José Vidal y Ribas (1814–1870) was a Spanish businessman, druggist, and slave owner who made a fortune thanks to the African slave trade business in North America and Cuba, so much so that in 1868, he became the ninth largest taxpayer in Barcelona.

==Early and personal life==
José Vidal y Ribas in 1814 in Sant Feliu de Llobregat, as the son of Francisca Ribas and José Vidal Mayol (1782–1817), a descendant of a family of merchants and businessmen of the Catalan bourgeoisie.

He married Concepción Torrens y Miralda, and the couple had four children: José (1848–1892), Emilio (1852–1924), Dolores, and Concepción. His eldest son went on to become a councillor of Barcelona.

==Business career==
===Slave trade===
Vidal Ribas started his business career as a botiguer ("shop owner"), but in 1843, the 29-year-old Vidal-Ribas and his father-in-law opened the company Vidal, Mustich & Co., a firm that provided cover for a factory in the Benin town of Ouidah in Africa, which ended up being used to house slaves, who remained there for days before embarking. Although declared illegal in 1820, the slave trade in Spain lasted until 1866, making it the last country in Europe whose colonies (especially Cuba) kept receiving slaves.
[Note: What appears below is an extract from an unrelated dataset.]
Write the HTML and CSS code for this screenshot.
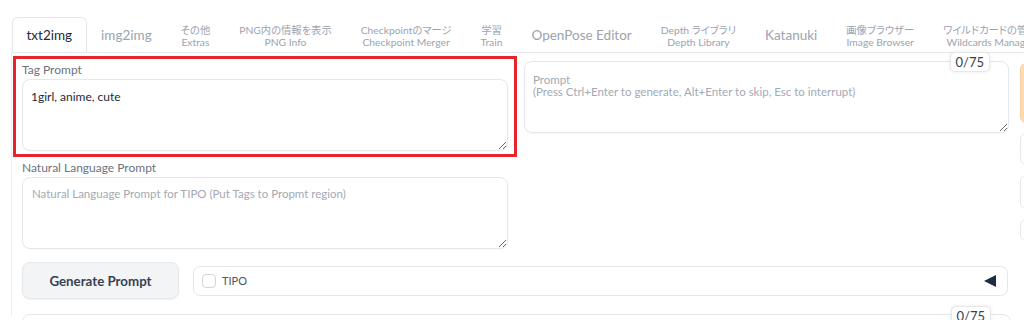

Thus, for over a decade, from the mid-1840s to the mid-1850s, he devoted himself to organizing the slave trade between Equatorial Guinea and Cuba, using three ships.

In August 1857, one of his vessels, the corvette "Conchita", was intercepted by the English steamship "Firefly" near the Vidal-Ribas factory, which unleashed a controversy in Spain that reached the main newspapers and Congress, and that led to a treaty with the United Kingdom that allowed them to stop the ships of slave traders, thus hindering the human traffic between Catalonia and the coasts of Africa; this was a great diplomatic clash at the time.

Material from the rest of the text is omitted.